▸ **REQUIRED TASK**
Reproduce the listing word for word, leaving every picture behind.

▸ **DATASET SECTION**
◇ ◇ ◇ ◇ ◇

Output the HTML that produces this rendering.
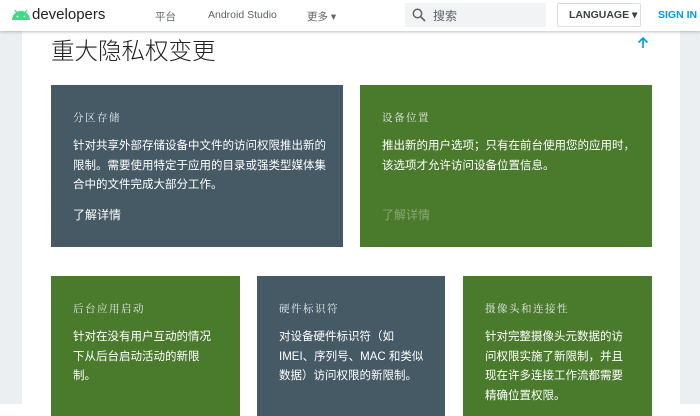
<!DOCTYPE html>
<html><head><meta charset="utf-8"><style>
*{margin:0;padding:0;box-sizing:border-box}
body{width:700px;height:404px;overflow:hidden;background:#fff;font-family:"Liberation Sans","Noto Sans CJK SC",sans-serif;position:relative}
.lg{position:absolute;left:0;top:31px;width:22px;height:373px;background:#eceff1}
.rg{position:absolute;left:680px;top:31px;width:20px;height:373px;background:#eceff1}
.hd{position:absolute;left:0;top:0;width:700px;height:31px;background:#fff;box-shadow:0 1px 3px rgba(0,0,0,.25);z-index:2}
.hd span{position:absolute;top:9px;font-size:10.5px;color:#5f6368}
.logo{position:absolute;left:32px;top:6px;font-size:15px;color:#202124}
.search{position:absolute;left:405px;top:3px;width:141px;height:24px;background:#f1f3f4}
.lang{position:absolute;left:557px;top:3px;width:84px;height:24px;border:1px solid #dadce0;border-radius:2px;background:#fff}
h1{position:absolute;left:51px;top:33px;font-size:23.5px;color:#202124;font-family:"Noto Sans CJK SC",sans-serif;font-weight:300;line-height:32px}
.c{position:absolute;color:#fff;padding:22px 12px 22px 22px}
.s{background:#455a64}.g{background:#4a7a2b}
.c .l{font-size:10.5px;letter-spacing:1.5px;font-family:"Noto Serif CJK SC",serif;margin-top:3px;color:#e8ecee;height:18px}
.c .b{font-size:11.5px;line-height:19.5px;margin-top:9px}
.sm{padding-right:20px}
.c .m{font-size:12px;position:absolute;left:22px}
</style></head><body>
<div class="lg"></div><div class="rg"></div>
<div class="hd">
<svg style="position:absolute;left:11px;top:9px" width="20" height="11" viewBox="0 0 20 11"><path d="M1 11 A9 9 0 0 1 19 11Z" fill="#3ddc84"/><line x1="4" y1="1" x2="6" y2="4" stroke="#3ddc84" stroke-width="1.2"/><line x1="16" y1="1" x2="14" y2="4" stroke="#3ddc84" stroke-width="1.2"/><circle cx="6.5" cy="7.5" r="0.9" fill="#fff"/><circle cx="13.5" cy="7.5" r="0.9" fill="#fff"/></svg>
<div class="logo">developers</div>
<span style="left:155px">平台</span>
<span style="left:208px">Android Studio</span>
<span style="left:307px">更多 ▾</span>
<div class="search"><svg style="position:absolute;left:7px;top:5px" width="14" height="14" viewBox="0 0 14 14"><circle cx="5.5" cy="5.5" r="4.2" fill="none" stroke="#5f6368" stroke-width="1.5"/><line x1="8.5" y1="8.5" x2="13" y2="13" stroke="#5f6368" stroke-width="1.6"/></svg><span style="left:28px;top:4px;font-size:12px">搜索</span></div>
<div class="lang"><span style="left:11px;top:5px;font-size:10.5px;color:#3c4043;font-weight:bold">LANGUAGE ▾</span></div>
<span style="left:658px;top:9px;font-size:10.5px;font-weight:bold;color:#039be5">SIGN IN</span>
</div>
<h1>重大隐私权变更</h1>
<svg style="position:absolute;left:637px;top:36px" width="12" height="13" viewBox="0 0 12 13"><path d="M6 12V2M1.5 6.5L6 2l4.5 4.5" fill="none" stroke="#039be5" stroke-width="1.6"/></svg>
<div class="c s" style="left:51px;top:85px;width:292px;height:162px"><div class="l">分区存储</div><div class="b">针对共享外部存储设备中文件的访问权限推出新的限制。需要使用特定于应用的目录或强类型媒体集合中的文件完成大部分工作。</div><div class="m" style="top:121px">了解详情</div></div>
<div class="c g" style="left:360px;top:85px;width:292px;height:162px"><div class="l">设备位置</div><div class="b">推出新的用户选项；只有在前台使用您的应用时，该选项才允许访问设备位置信息。</div><div class="m" style="top:121px;color:#8aa872">了解详情</div></div>
<div class="c g sm" style="left:51px;top:276px;width:189px;height:140px"><div class="l">后台应用启动</div><div class="b">针对在没有用户互动的情况下从后台启动活动的新限制。</div></div>
<div class="c s sm" style="left:257px;top:276px;width:188px;height:140px"><div class="l">硬件标识符</div><div class="b">对设备硬件标识符（如 IMEI、序列号、MAC 和类似数据）访问权限的新限制。</div></div>
<div class="c g sm" style="left:463px;top:276px;width:189px;height:140px"><div class="l">摄像头和连接性</div><div class="b">针对完整摄像头元数据的访问权限实施了新限制，并且现在许多连接工作流都需要精确位置权限。</div></div>
</body></html>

◇ ◇ ◇ ◇ ◇

▸ **THE RESULT**
Output the HTML that produces this rendering.
<!DOCTYPE html>
<html><head><meta charset="utf-8"><style>
*{margin:0;padding:0;box-sizing:border-box}
body{width:700px;height:404px;overflow:hidden;background:#fff;font-family:"Liberation Sans","Noto Sans CJK SC",sans-serif;position:relative}
.lg{position:absolute;left:0;top:31px;width:22px;height:373px;background:#eceff1}
.rg{position:absolute;left:680px;top:31px;width:20px;height:373px;background:#eceff1}
.hd{position:absolute;left:0;top:0;width:700px;height:31px;background:#fff;box-shadow:0 1px 3px rgba(0,0,0,.25);z-index:2}
.hd span{position:absolute;top:9px;font-size:10.5px;color:#5f6368}
.logo{position:absolute;left:32px;top:6px;font-size:15px;color:#202124}
.search{position:absolute;left:405px;top:3px;width:141px;height:24px;background:#f1f3f4}
.lang{position:absolute;left:557px;top:3px;width:84px;height:24px;border:1px solid #dadce0;border-radius:2px;background:#fff}
h1{position:absolute;left:51px;top:33px;font-size:23.5px;color:#202124;font-family:"Noto Sans CJK SC",sans-serif;font-weight:300;line-height:32px}
.c{position:absolute;color:#fff;padding:22px 12px 22px 22px}
.s{background:#455a64}.g{background:#4a7a2b}
.c .l{font-size:10.5px;letter-spacing:1.5px;font-family:"Noto Serif CJK SC",serif;margin-top:3px;color:#e8ecee;height:18px}
.c .b{font-size:11.5px;line-height:19.5px;margin-top:9px}
.sm{padding-right:20px}
.c .m{font-size:12px;position:absolute;left:22px}
</style></head><body>
<div class="lg"></div><div class="rg"></div>
<div class="hd">
<svg style="position:absolute;left:11px;top:9px" width="20" height="11" viewBox="0 0 20 11"><path d="M1 11 A9 9 0 0 1 19 11Z" fill="#3ddc84"/><line x1="4" y1="1" x2="6" y2="4" stroke="#3ddc84" stroke-width="1.2"/><line x1="16" y1="1" x2="14" y2="4" stroke="#3ddc84" stroke-width="1.2"/><circle cx="6.5" cy="7.5" r="0.9" fill="#fff"/><circle cx="13.5" cy="7.5" r="0.9" fill="#fff"/></svg>
<div class="logo">developers</div>
<span style="left:155px">平台</span>
<span style="left:208px">Android Studio</span>
<span style="left:307px">更多 ▾</span>
<div class="search"><svg style="position:absolute;left:7px;top:5px" width="14" height="14" viewBox="0 0 14 14"><circle cx="5.5" cy="5.5" r="4.2" fill="none" stroke="#5f6368" stroke-width="1.5"/><line x1="8.5" y1="8.5" x2="13" y2="13" stroke="#5f6368" stroke-width="1.6"/></svg><span style="left:28px;top:4px;font-size:12px">搜索</span></div>
<div class="lang"><span style="left:11px;top:5px;font-size:10.5px;color:#3c4043;font-weight:bold">LANGUAGE ▾</span></div>
<span style="left:658px;top:9px;font-size:10.5px;font-weight:bold;color:#039be5">SIGN IN</span>
</div>
<h1>重大隐私权变更</h1>
<svg style="position:absolute;left:637px;top:36px" width="12" height="13" viewBox="0 0 12 13"><path d="M6 12V2M1.5 6.5L6 2l4.5 4.5" fill="none" stroke="#039be5" stroke-width="1.6"/></svg>
<div class="c s" style="left:51px;top:85px;width:292px;height:162px"><div class="l">分区存储</div><div class="b">针对共享外部存储设备中文件的访问权限推出新的限制。需要使用特定于应用的目录或强类型媒体集合中的文件完成大部分工作。</div><div class="m" style="top:121px">了解详情</div></div>
<div class="c g" style="left:360px;top:85px;width:292px;height:162px"><div class="l">设备位置</div><div class="b">推出新的用户选项；只有在前台使用您的应用时，该选项才允许访问设备位置信息。</div><div class="m" style="top:121px;color:#8aa872">了解详情</div></div>
<div class="c g sm" style="left:51px;top:276px;width:189px;height:140px"><div class="l">后台应用启动</div><div class="b">针对在没有用户互动的情况下从后台启动活动的新限制。</div></div>
<div class="c s sm" style="left:257px;top:276px;width:188px;height:140px"><div class="l">硬件标识符</div><div class="b">对设备硬件标识符（如 IMEI、序列号、MAC 和类似数据）访问权限的新限制。</div></div>
<div class="c g sm" style="left:463px;top:276px;width:189px;height:140px"><div class="l">摄像头和连接性</div><div class="b">针对完整摄像头元数据的访问权限实施了新限制，并且现在许多连接工作流都需要精确位置权限。</div></div>
</body></html>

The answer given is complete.